William E. Hull, Research Professor, Samford University, is our reviewer.

           

            Readers of BSB need to discover or rediscover Nathan Hatch for at least three reasons.  First, on July 1 he became president of Wake Forest University, bringing an explicitly evangelical Presbyterian background to that historically Baptist campus after a brilliant career at Notre Dame that saw him rise rapidly through the ranks to become the chief academic officer of a premier Catholic institution.  Second, his best known book here reviewed quickly garnered a fistful of prestigious awards upon publication that heralded its status as a contemporary classic, chosen by two thousand historians and sociologists as one of the two most important books ever written on American religion.  Third, by delving deeply into the transformation of Christianity during the first half century following national independence, his work has made a major contribution to our understanding of the distinctively American interaction of religion and society which has shaped our approach to church/state relations.

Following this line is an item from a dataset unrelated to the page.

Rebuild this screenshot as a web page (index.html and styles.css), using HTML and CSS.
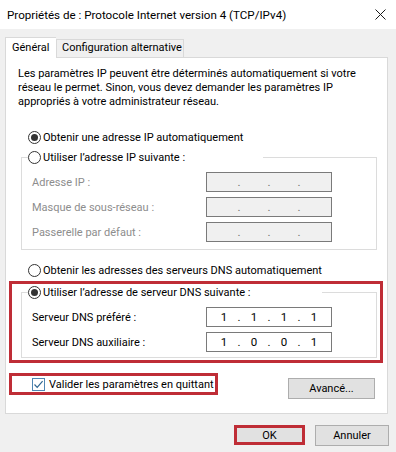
FILE: index.html
```html
<!DOCTYPE html>
<html lang="fr">
<head>
<meta charset="utf-8">
<title>Propriétés de : Protocole Internet version 4 (TCP/IPv4)</title>
<link rel="stylesheet" href="styles.css">
</head>
<body>
<div class="window">
  <div class="titlebar">
    <span class="title">Propriétés de : Protocole Internet version 4 (TCP/IPv4)</span>
    <svg class="close" width="11" height="11" viewBox="0 0 11 11"><path d="M0.5 0.5 L10.5 10.5 M10.5 0.5 L0.5 10.5" stroke="#1a1a1a" stroke-width="1" fill="none"/></svg>
  </div>
  <div class="client">
    <div class="tabs">
      <div class="tab active">Général</div>
      <div class="tab">Configuration alternative</div>
    </div>
    <div class="panel">
      <p class="desc">Les paramètres IP peuvent être déterminés automatiquement si votre réseau le permet. Sinon, vous devez demander les paramètres IP appropriés à votre administrateur réseau.</p>

      <div class="opt first"><span class="radio on"></span><span>Obtenir une adresse IP automatiquement</span></div>

      <fieldset class="group ip">
        <legend class="legend ip-leg"><span class="radio"></span><span>Utiliser l’adresse IP suivante :</span></legend>
        <div class="field disabled"><span class="label">Adresse IP :</span><div class="ipbox off"><span class="seg"></span><span class="dot">.</span><span class="seg"></span><span class="dot">.</span><span class="seg"></span><span class="dot">.</span><span class="seg"></span></div></div>
        <div class="field disabled"><span class="label">Masque de sous-réseau :</span><div class="ipbox off"><span class="seg"></span><span class="dot">.</span><span class="seg"></span><span class="dot">.</span><span class="seg"></span><span class="dot">.</span><span class="seg"></span></div></div>
        <div class="field disabled"><span class="label">Passerelle par défaut :</span><div class="ipbox off"><span class="seg"></span><span class="dot">.</span><span class="seg"></span><span class="dot">.</span><span class="seg"></span><span class="dot">.</span><span class="seg"></span></div></div>
      </fieldset>

      <div class="opt dnsauto"><span class="radio"></span><span>Obtenir les adresses des serveurs DNS automatiquement</span></div>

      <div class="redbox dnsbox">
        <fieldset class="group dns">
          <legend class="legend dns-leg"><span class="radio on"></span><span>Utiliser l’adresse de serveur DNS suivante :</span></legend>
          <div class="field"><span class="label">Serveur DNS préféré :</span><div class="ipbox"><span class="seg">1</span><span class="dot">.</span><span class="seg">1</span><span class="dot">.</span><span class="seg">1</span><span class="dot">.</span><span class="seg">1</span></div></div>
          <div class="field"><span class="label">Serveur DNS auxiliaire :</span><div class="ipbox"><span class="seg">1</span><span class="dot">.</span><span class="seg">0</span><span class="dot">.</span><span class="seg">0</span><span class="dot">.</span><span class="seg">1</span></div></div>
        </fieldset>
      </div>

      <div class="checkrow">
        <div class="redbox checkbox-box">
          <span class="check"><svg width="11" height="11" viewBox="0 0 11 11"><path d="M1.5 5.5 L4.2 8.3 L9.6 2.2" stroke="#2f6792" stroke-width="1.2" fill="none"/></svg></span>
          <span>Valider les paramètres en quittant</span>
        </div>
        <button class="btn advanced">Avancé...</button>
      </div>
    </div>
    <div class="actions">
      <button class="btn ok">OK</button>
      <button class="btn cancel">Annuler</button>
    </div>
  </div>
</div>
</body>
</html>
```
FILE: styles.css
```css
* { box-sizing: border-box; }
html, body { margin: 0; padding: 0; }
body {
  font-family: Roboto, "Liberation Sans", sans-serif;
  font-size: 11px;
  color: #000;
  background: #f0f0f0;
}
.window {
  width: 396px;
  height: 452px;
  background: #f0f0f0;
  display: flex;
  flex-direction: column;
}
.titlebar {
  height: 29px;
  background: #fff;
  display: flex;
  align-items: center;
  justify-content: space-between;
  padding: 0 10px 0 7px;
}
.title { font-size: 11.6px; color: #000; }

.client {
  flex: 1;
  padding: 8px 8px 0 5px;
  display: flex;
  flex-direction: column;
}
.tabs {
  display: flex;
  align-items: flex-end;
  height: 20px;
  position: relative;
  z-index: 1;
}
.tab {
  height: 18px;
  line-height: 16px;
  padding: 0 4px 0 4px;
  border: 1px solid #d9d9d9;
  border-bottom: none;
  background: #f0f0f0;
  white-space: nowrap;
}
.tab.active {
  height: 21px;
  margin-bottom: -1px;
  width: 51px;
  padding: 0 6px;
  line-height: 19px;
  background: #fff;
  border-right: none;
}
.tab + .tab { width: 128px; padding-left: 5px; }

.panel {
  height: 357px;
  background: #fff;
  border: 1px solid #d9d9d9;
  padding: 9px 12px 0 12px;
}
.desc {
  margin: 0;
  line-height: 14px;
  width: 340px;
}
.opt {
  display: flex;
  align-items: center;
  height: 16px;
  white-space: nowrap;
}
.opt.first { margin: 20px 0 0 10px; }
.opt.dnsauto { margin: 12px 0 0 10px; }

.radio {
  width: 13px;
  height: 13px;
  border: 1px solid #333;
  border-radius: 50%;
  background: #fff;
  margin-right: 2px;
  display: inline-flex;
  align-items: center;
  justify-content: center;
  flex: none;
}
.radio.on::after {
  content: "";
  width: 7px;
  height: 7px;
  border-radius: 50%;
  background: #333;
}

.group {
  margin: 5px -2px 0 3px;
  border: 1px solid #dcdcdc;
  padding: 0 0 0 10px;
  min-width: 0;
}
.legend {
  display: flex;
  align-items: center;
  height: 14px;
  padding: 0;
  margin-left: -4px;
  background: #fff;
  white-space: nowrap;
}
.ip-leg { width: 235px; }
.dns-leg { width: 294px; }

.ip { padding-top: 8px; padding-bottom: 7px; }
.field {
  display: flex;
  align-items: center;
  height: 20px;
}
.field + .field { margin-top: 5px; }
.field .label { width: 174px; }
.field.disabled .label { color: #8d8d8d; }

.ipbox {
  width: 126px;
  height: 20px;
  border: 1px solid #7a7a7a;
  background: #fff;
  display: flex;
  align-items: center;
  padding-left: 4px;
  font-size: 11.5px;
}
.ipbox.off { background: #f0f0f0; color: #6d6d6d; }
.seg { width: 26px; text-align: center; }
.dot { width: 4px; text-align: center; }

.redbox { border: 3px solid #bf2d36; }
.dnsbox {
  margin: 3px -8px 0 -9px;
  height: 82px;
  padding: 1px 3px 0 9px;
}
.dnsbox .group { margin: 0; }
.dns { padding-top: 8px; padding-bottom: 5px; }

.checkrow {
  display: flex;
  justify-content: space-between;
  align-items: flex-start;
  margin: 10px 0 0 -9px;
}
.checkbox-box {
  width: 209px;
  height: 22px;
  display: flex;
  align-items: center;
  padding-left: 20px;
  white-space: nowrap;
}
.check {
  width: 13px;
  height: 13px;
  border: 1px solid #4f86b3;
  background: #fff;
  margin-right: 4px;
  display: inline-flex;
  align-items: center;
  justify-content: center;
}

.btn {
  font: inherit;
  color: #000;
  background: #e1e1e1;
  border: 1px solid #adadad;
  padding: 0;
  margin: 0;
}
.advanced {
  width: 87px;
  height: 21px;
  margin-top: 5px;
}

.actions {
  display: flex;
  justify-content: flex-end;
  gap: 10px;
  padding: 11px 0 0 0;
  margin-right: -1px;
}
.ok {
  width: 71px;
  height: 20px;
  border: 3px solid #bf2d36;
}
.cancel {
  width: 74px;
  height: 21px;
}
```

After sketching the post-Revolutionary War context in which political freedom spawned new forms of social freedom, Hatch traces the ways in which five movements thwarted the efforts of entrenched aristocratic elites to replace the defeated British imperial regime:  (1) The independent “Christians,” (2) the early Methodists, (3) the Baptists, (4) the African-Americans, and (5) the Mormons.  As would be expected, we are treated to a fascinating cast of characters such as Alexander Campbell, Francis Asbury, John Leland, Richard Allen, and Joseph Smith.  For all of their differences, these evangelical firebrands represented a new breed of religious leaders who championed lay clergy with little or no formal training, who popularized vernacular preaching and folk hymnody, and who used revivalism to emphasize the power of personal choice in building a bottom-up culture shaped by populist instincts rather than a top-down culture decreed by the landed gentry.

In a word, this process of “democratization” which reached a climax with Charles G. Finney in the 1830s resulted in the “de-Constantinianization” of American Christianity.  There was no way for the classic European model of monolithic state churches to prevail in a climate that disdained hierarchical pretension on the part of clergy, that fostered open competition between a proliferating variety of religious options, and that valorized the sovereignty of the self-made man.  In one sense, separation of church and state was necessary because America quickly became one nation with many Christianities, and Baptists were at the center of this decentralizing dynamic.

So read, or reread, Hatch to understand better a pivotal chapter in that story.  He will help you understand how Baptists and others hammered out a number of indigenous religious sub-cultures in this first era of nation-building.  You will find his book scholarly in substance but graceful in style, a model of compression yet comprehensive in scope.  It is simply amazing how much research in the primary sources he can pack into a single sentence without ever resorting to turgid academic jargon.  We welcome to our Baptist family one who brings the objectivity of an outsider and yet who knows this part of our story far better than most insiders.  Grateful for what he has already given us, we await with eager anticipation the insights of his well-stocked mind as he comes to know us even better.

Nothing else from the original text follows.